Glaab agreed that teaching students to develop an appreciation for nature could also have long term benefits for Canadian conservation, inspiring students to become future stewards for the natural environments that define the country. 

“If you don’t know something, you don’t have a chance to like it or love it,” he said. “And if you don’t like it or love it, you’re not going to protect it. That might be the big picture here. We have to reintroduce kids to nature to help them develop a real appreciation for it.”

In recent years, many school boards have focused more on safety issues than health when it came to outdoor play on school grounds, with individual schools eliminating playground equipment that could be considered risky. That thinking is slowly changing, and Glaab says the outdoor education initiative is a great way for kids to expend youthful energy in a healthy, positive way. 

“Even looking at healthy active living, we know that kids move differently outdoors than when they’re indoors. As an example, I was recently with a Grade 2 class enjoying a bit of a scavenger hunt outside.

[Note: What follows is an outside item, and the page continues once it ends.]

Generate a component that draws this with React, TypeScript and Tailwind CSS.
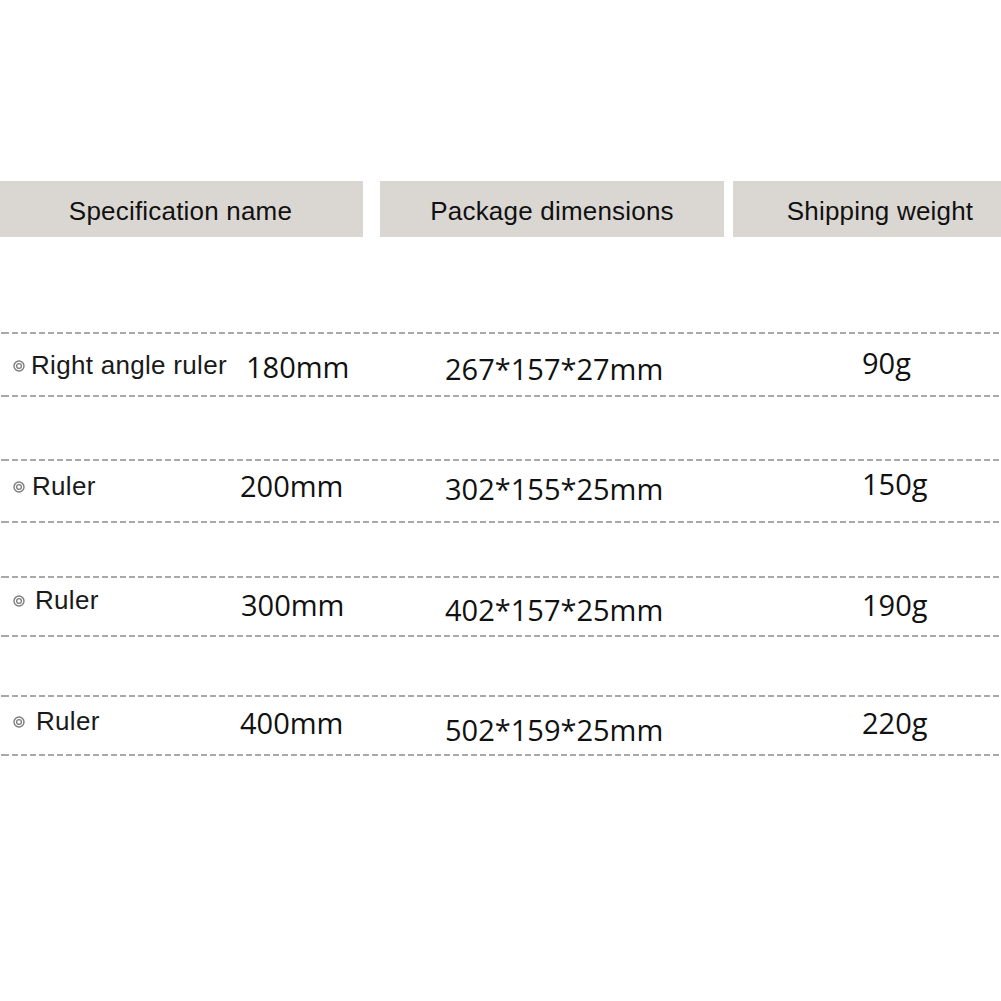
const rows = [
  {
    name: "Right angle ruler",
    size: "180mm",
    dims: "267*157*27mm",
    weight: "90g",
    gapCls: "mt-[95px]",
    bodyCls: "h-[61px]",
    nameCls: "gap-[6px] mt-[2px]",
    sizeCls: "pl-[6px] mt-[4px]",
    dimsCls: "mt-[8px]",
    weightCls: "-mt-[4px]",
  },
  {
    name: "Ruler",
    size: "200mm",
    dims: "302*155*25mm",
    weight: "150g",
    gapCls: "mt-[62px]",
    bodyCls: "h-[60px]",
    nameCls: "gap-[7px] -mt-[9px]",
    sizeCls: "pl-0 -mt-[10px]",
    dimsCls: "-mt-[4px]",
    weightCls: "-mt-[14px]",
  },
  {
    name: "Ruler",
    size: "300mm",
    dims: "402*157*25mm",
    weight: "190g",
    gapCls: "mt-[53px]",
    bodyCls: "h-[57px]",
    nameCls: "gap-[10px] -mt-[12px]",
    sizeCls: "pl-px -mt-[4px]",
    dimsCls: "mt-[6px]",
    weightCls: "-mt-[4px]",
  },
  {
    name: "Ruler",
    size: "400mm",
    dims: "502*159*25mm",
    weight: "220g",
    gapCls: "mt-[58px]",
    bodyCls: "h-[57px]",
    nameCls: "gap-[11px] -mt-[8px]",
    sizeCls: "pl-0 -mt-[6px]",
    dimsCls: "mt-[8px]",
    weightCls: "-mt-[6px]",
  },
];

const Dashed = () => (
  <div className="h-[2px] w-full bg-[repeating-linear-gradient(90deg,#a9a9a9_0_6px,transparent_6px_9px)] bg-[position:3px_0]" />
);

const Bullet = () => (
  <svg width="12" height="12" viewBox="0 0 12 12" className="shrink-0">
    <circle cx="6" cy="6" r="5" fill="none" stroke="#7d7d7d" strokeWidth="1.4" />
    <circle cx="6" cy="6" r="2.4" fill="none" stroke="#7d7d7d" strokeWidth="1.3" />
  </svg>
);

const App = () => {
  return (
    <div className="w-[1001px] h-[1001px] bg-white overflow-hidden text-[#111]">
      {/* Header bars */}
      <div className="mt-[181px] flex h-[56px] font-['Liberation_Sans',Arial,sans-serif] text-[26px] tracking-[0.2px]">
        <div className="w-[363px] bg-[#dad7d3] flex items-center justify-center pt-[5px] pr-[2px]">
          Specification name
        </div>
        <div className="w-[344px] ml-[17px] bg-[#dad7d3] flex items-center justify-center pt-[5px]">
          Package dimensions
        </div>
        <div className="flex-1 ml-[9px] bg-[#dad7d3] flex items-center justify-center pt-[5px] pl-[26px]">
          Shipping weight
        </div>
      </div>

      {/* Rows */}
      {rows.map((r, i) => (
        <div key={i} className={r.gapCls}>
          <Dashed />
          <div
            className={`grid grid-cols-[240px_205px_417px_1fr] items-center ${r.bodyCls}`}
          >
            <div
              className={`flex items-center pl-[13px] font-['Liberation_Sans',Arial,sans-serif] text-[26px] tracking-[0.3px] text-[#1a1a1a] ${r.nameCls}`}
            >
              <Bullet />
              <span>{r.name}</span>
            </div>
            <div className={`font-['Open_Sans',sans-serif] text-[29px] ${r.sizeCls}`}>
              {r.size}
            </div>
            <div className={`font-['Open_Sans',sans-serif] text-[29px] ${r.dimsCls}`}>
              {r.dims}
            </div>
            <div className={`font-['Open_Sans',sans-serif] text-[29px] ${r.weightCls}`}>
              {r.weight}
            </div>
          </div>
          <Dashed />
        </div>
      ))}
    </div>
  );
};

export default App;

It was amazing go see how differently they moved in this little forested area, clamouring over stuff, tripping, falling, picking themselves up, climbing. They’re moving in so many different ways, developing physical literacy, using different muscles, just playing with nature. You’d never get that in a gymnasium unless the gymnastics equipment was set up. Most school gyms don’t have that equipment anymore.”

While the new WCDSB initiative is still in its infancy, the board is hoping to implement more of this type of nature-based outdoor education programs. And while he’s also new to his current role, Glaab can already see the long-term benefits of the program. 

“If I were to paint a picture of the future, every school would have nature spaces outside their bricks and mortar in which students could engage in learning. Every student would have an opportunity to explore their community by foot and have an appreciation and understanding of green spaces. There needs to be a daily dose of Vitamin N and physical activity. That creates healthy people and it creates a health community. With that, you’re going to have better mathematicians, better writers, better scientists, better philosophers. It starts by taking care of this physical element.”